Okay. Let’s talk about the elephant, the other elephant, and the third elephant that’s actually a Moogle.

If you’re allergic to Universes Beyond, you probably had a rough year emotionally. But if we’re judging execution, both Final Fantasy and Avatar: The Last Airbender did the job they were supposed to do.

They translated the source material into Magic mechanics that mostly feel like Magic. Not just name swaps. Not just flavor pasted onto random cards. Actual design work.

Final Fantasy’s biggest win was cultural gravity. It pulled in people who genuinely were not Magic players, then gave them enough on-ramps to become Magic players. That’s the dream scenario for a crossover: not just “sell product,” but “grow the table.”

Avatar, meanwhile, is the kind of set that makes you go, “oh, you can still design a great draft environment on purpose.” Strong themes, clean mechanical identity, and a Standard impact that wasn’t just one pushed card stomping everything else.

So yeah, in my opinion, the top spot is basically a tie: one set that brought in fresh blood, and one set that reminded us Magic can still be elegant when it wants to be.

What this means if you actually play the game (and not just argue about it)

Here’s the practical takeaway from the best MTG things of 2025:

  • Arena getting real Pioneer support is good if you want reps fast.
  • Secret Lair can be more than collectibles if Wizards chooses to make it about play.
  • Competitive Magic is healthier when the path is clear and the events are plentiful.
  • Commander precons can still be memorable when design leads and spreadsheets follow.
  • Universes Beyond is not going away, so the best outcome is “do it well,” not “pretend it isn’t happening.”

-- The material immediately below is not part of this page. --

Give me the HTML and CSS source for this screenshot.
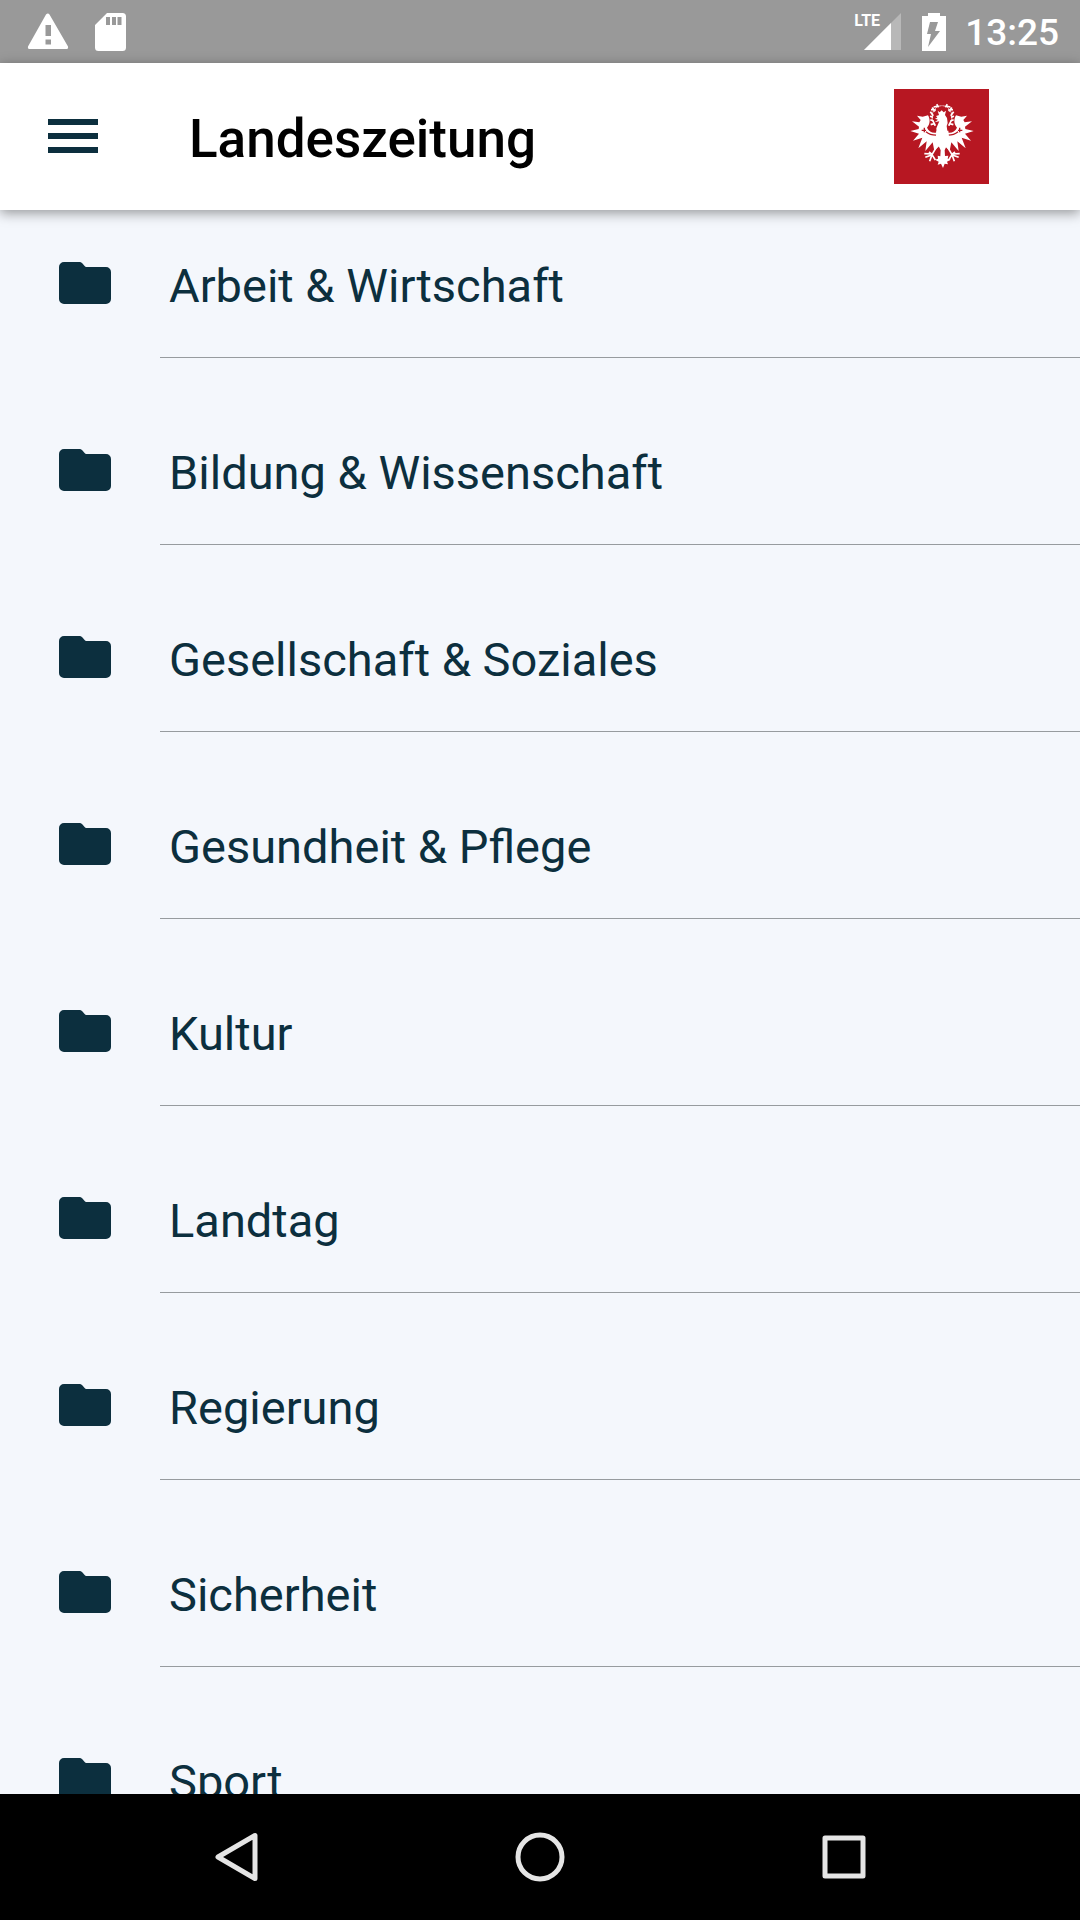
FILE: index.html
```html
<!DOCTYPE html>
<html lang="de">
<head>
    <meta charset="UTF-8">
    <meta name="viewport" content="width=device-width, initial-scale=1.0">
    <title>Landeszeitung</title>
    <link rel="stylesheet" href="styles.css">
</head>
<body>
    <!-- shared folder icon -->
    <svg class="sprite" aria-hidden="true">
        <symbol id="folder" viewBox="0 0 52 42">
            <path d="M5 0h16c2 0 5 5 6 5h20a5 5 0 0 1 5 5v27a5 5 0 0 1-5 5H5a5 5 0 0 1-5-5V5a5 5 0 0 1 5-5z"/>
        </symbol>
    </svg>

    <div class="status-bar">
        <svg class="status-icon" width="42" height="38" viewBox="0 0 42 38" aria-hidden="true">
            <path fill="#fff" fill-rule="evenodd" d="M19 1.500Q21 -.5 22.500 1.500L41 33.500Q41.500 36 39.500 36H2.500Q.5 36 1 33.500zM18.500 12v11h5.500V12zM18.500 26.500v5h5.500v-5z"/>
        </svg>
        <svg class="status-icon sd" width="32" height="38" viewBox="0 0 32 38" aria-hidden="true">
            <path fill="#fff" fill-rule="evenodd" d="M12 0h15.500a3.500 3.500 0 0 1 3.500 3.500v31a3.500 3.500 0 0 1-3.500 3.500h-24A3.500 3.500 0 0 1 0 34.500V12zM11 4v8h4V4zM17 4v8h4V4zM22.500 4v8h4V4z"/>
        </svg>
        <div class="status-right">
            <div class="signal">
                <span class="lte">LTE</span>
                <svg width="37" height="37" viewBox="0 0 37 37" aria-hidden="true">
                    <path fill="#b8b8b8" d="M37 0v37H0z"/>
                    <path fill="#fff" d="M27 10v27H0z"/>
                </svg>
            </div>
            <svg class="battery" width="24" height="38" viewBox="0 0 24 38" aria-hidden="true">
                <path fill="#fff" d="M6 0h12v3h6v35H0V3h6z"/>
                <path fill="#999" d="M8 9h8l-3 9h5L6 34l3-13H5z"/>
            </svg>
            <span class="clock">13:25</span>
        </div>
    </div>

    <header class="header">
        <button class="menu" aria-label="Menü">
            <svg width="50" height="36" viewBox="0 0 50 36">
                <path d="M0 0h50v6H0zM0 14h50v6H0zM0 28h50v6H0z"/>
            </svg>
        </button>
        <h1>Landeszeitung</h1>
        <a class="logo" href="#" aria-label="Land Tirol">
            <svg width="95" height="95" viewBox="27 27 285 285">
                <defs>
                    <g id="half">
                        <!-- wing -->
                        <path fill="#fff" d="M172 152h-9C150 164 134 158 126 143 137 131 135 116 129 106L113 110 96 107 107 120 103 127 81 124 102 140 101 147 76 153 102 161 84 182 112 173 100 205 125 184 121 213 143 187 148 212 172 190z"/>
                        <path fill="none" stroke="#b71722" stroke-width="4" d="M110 151h13M118 143v14M123 155q14 12 36 10"/>
                        <!-- leg and claws -->
                        <path fill="none" stroke="#fff" stroke-width="5" d="M158 195L141 224M142 222L118 221M142 224L121 232M141 224L134 244M141 224L151 240M132 216L142 224"/>
                        <!-- laurel leaves -->
                        <path fill="none" stroke="#fff" stroke-width="5" d="M160 78l-14 3M161 82l-6-9M153 90l-15-1M149 95l-7-13M145 107l-9-12M144 112l-9-3M146 123l-10-4M148 131l-11 3M151 137l-7-14"/>
                        <path fill="none" stroke="#fff" stroke-width="2" d="M170 77C150 78 138 97 142 120L150 138"/>
                    </g>
                </defs>
                <path fill="#b71722" d="M27 27h285v285H27z"/>
                <use href="#half"/>
                <use href="#half" transform="matrix(-1 0 0 1 342 0)"/>
                <g fill="#fff">
                    <!-- crown, head and neck -->
                    <path d="M158 92l6 5 6-6 6 6 7-5-3 13h-18zM153 108l12-4 15 1 6 9 2 15-3 9 3 22-33 3-1-18 5-12 4-9-14 3 10-8-9-3 7-3z"/>
                    <!-- body and tail -->
                    <path d="M154 152h36l3 27-14 32 1 17 10-1-2 9 9 3-11 6 3 8-10-2-5 13-6-13-10 3 3-9-11-6 9-3-1-9 8 2 1-18-15-31z"/>
                </g>
            </svg>
        </a>
    </header>

    <main class="content">
        <ul class="categories">
            <li><a href="#"><svg class="folder"><use href="#folder"/></svg><span>Arbeit &amp; Wirtschaft</span></a></li>
            <li><a href="#"><svg class="folder"><use href="#folder"/></svg><span>Bildung &amp; Wissenschaft</span></a></li>
            <li><a href="#"><svg class="folder"><use href="#folder"/></svg><span>Gesellschaft &amp; Soziales</span></a></li>
            <li><a href="#"><svg class="folder"><use href="#folder"/></svg><span>Gesundheit &amp; Pflege</span></a></li>
            <li><a href="#"><svg class="folder"><use href="#folder"/></svg><span>Kultur</span></a></li>
            <li><a href="#"><svg class="folder"><use href="#folder"/></svg><span>Landtag</span></a></li>
            <li><a href="#"><svg class="folder"><use href="#folder"/></svg><span>Regierung</span></a></li>
            <li><a href="#"><svg class="folder"><use href="#folder"/></svg><span>Sicherheit</span></a></li>
            <li><a href="#"><svg class="folder"><use href="#folder"/></svg><span>Sport</span></a></li>
        </ul>
    </main>

    <nav class="nav-bar">
        <button aria-label="Zurück">
            <svg width="50" height="50" viewBox="0 0 50 50">
                <path d="M44 3.500v43L7 25z"/>
            </svg>
        </button>
        <button aria-label="Startseite">
            <svg width="50" height="50" viewBox="0 0 50 50">
                <circle cx="25" cy="25" r="22"/>
            </svg>
        </button>
        <button aria-label="Übersicht">
            <svg width="50" height="50" viewBox="0 0 50 50">
                <path d="M6 6h38v38H6z"/>
            </svg>
        </button>
    </nav>
</body>
</html>
```
FILE: styles.css
```css
* {
    box-sizing: border-box;
}
body {
    display: flex;
    flex-direction: column;
    height: 100vh;
    margin: 0;
    background: #f4f7fc;
    color: #0c2f3e;
    font-family: Roboto, sans-serif;
}
button {
    display: flex;
    padding: 0;
    border: none;
    background: none;
    cursor: pointer;
}
svg {
    display: block;
    flex: none;
}
.sprite {
    position: absolute;
    width: 0;
    height: 0;
}

/* status bar */
.status-bar {
    display: flex;
    align-items: center;
    flex: none;
    height: 63px;
    padding: 0 21px 0 27px;
    background: #999;
    color: #fff;
}
.sd {
    margin-left: 26px;
}
.status-right {
    display: flex;
    align-items: center;
    margin-left: auto;
}
.signal {
    position: relative;
    margin-right: 21px;
}
.lte {
    position: absolute;
    top: 0;
    right: 21px;
    font-family: "Liberation Sans Narrow", Roboto, sans-serif;
    font-size: 16px;
    font-weight: 700;
    line-height: 16px;
}
.battery {
    margin-right: 19px;
}
.clock {
    padding-top: 3px;
    font-size: 37px;
    font-weight: 500;
    line-height: 44px;
}

/* toolbar */
.header {
    display: flex;
    align-items: center;
    flex: none;
    position: relative;
    z-index: 1;
    height: 147px;
    padding: 0 91px 0 48px;
    background: #fff;
    box-shadow: 0 3px 12px rgba(0, 0, 0, 0.4);
}
.menu svg {
    fill: #0c2f3e;
}
.header h1 {
    margin: 0 0 0 91px;
    padding-top: 4px;
    color: #000;
    font-size: 53px;
    font-weight: 500;
    line-height: 64px;
}
.logo {
    margin-left: auto;
}

/* category list */
.content {
    flex: 1;
    min-height: 0;
    overflow-y: auto;
    scrollbar-width: none;
}
.categories {
    display: flex;
    flex-direction: column;
    gap: 39px;
    margin: 0;
    padding: 0;
    list-style: none;
}
.categories a {
    display: flex;
    align-items: center;
    padding-left: 59px;
    color: inherit;
    text-decoration: none;
}
.folder {
    width: 52px;
    height: 42px;
    margin: 0 49px 2px 0;
    fill: #0c2f3e;
}
.categories span {
    flex: 1;
    padding: 48px 0 43px 9px;
    border-bottom: 1px solid #979b9f;
    font-size: 47px;
    line-height: 56px;
}

/* navigation bar */
.nav-bar {
    display: flex;
    align-items: center;
    justify-content: center;
    gap: 254px;
    flex: none;
    height: 126px;
    background: #000;
}
.nav-bar svg {
    fill: none;
    stroke: #e5e5e5;
    stroke-width: 5;
    stroke-linejoin: round;
}
```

And if 2025 sets have you brewing nonstop but you’re not trying to pay collector-booster prices just to test a deck idea, proxies are the obvious pressure valve. Start with this guide on How to Make MTG Proxies and, seriously, read Are Proxies Legal in MTG? Understanding Proxy Cards so you don’t accidentally show up to the wrong event with the wrong expectations.

2025 was messy. But it wasn’t hopeless. And i’ll take “messy but improving” over “quietly on fire” any year.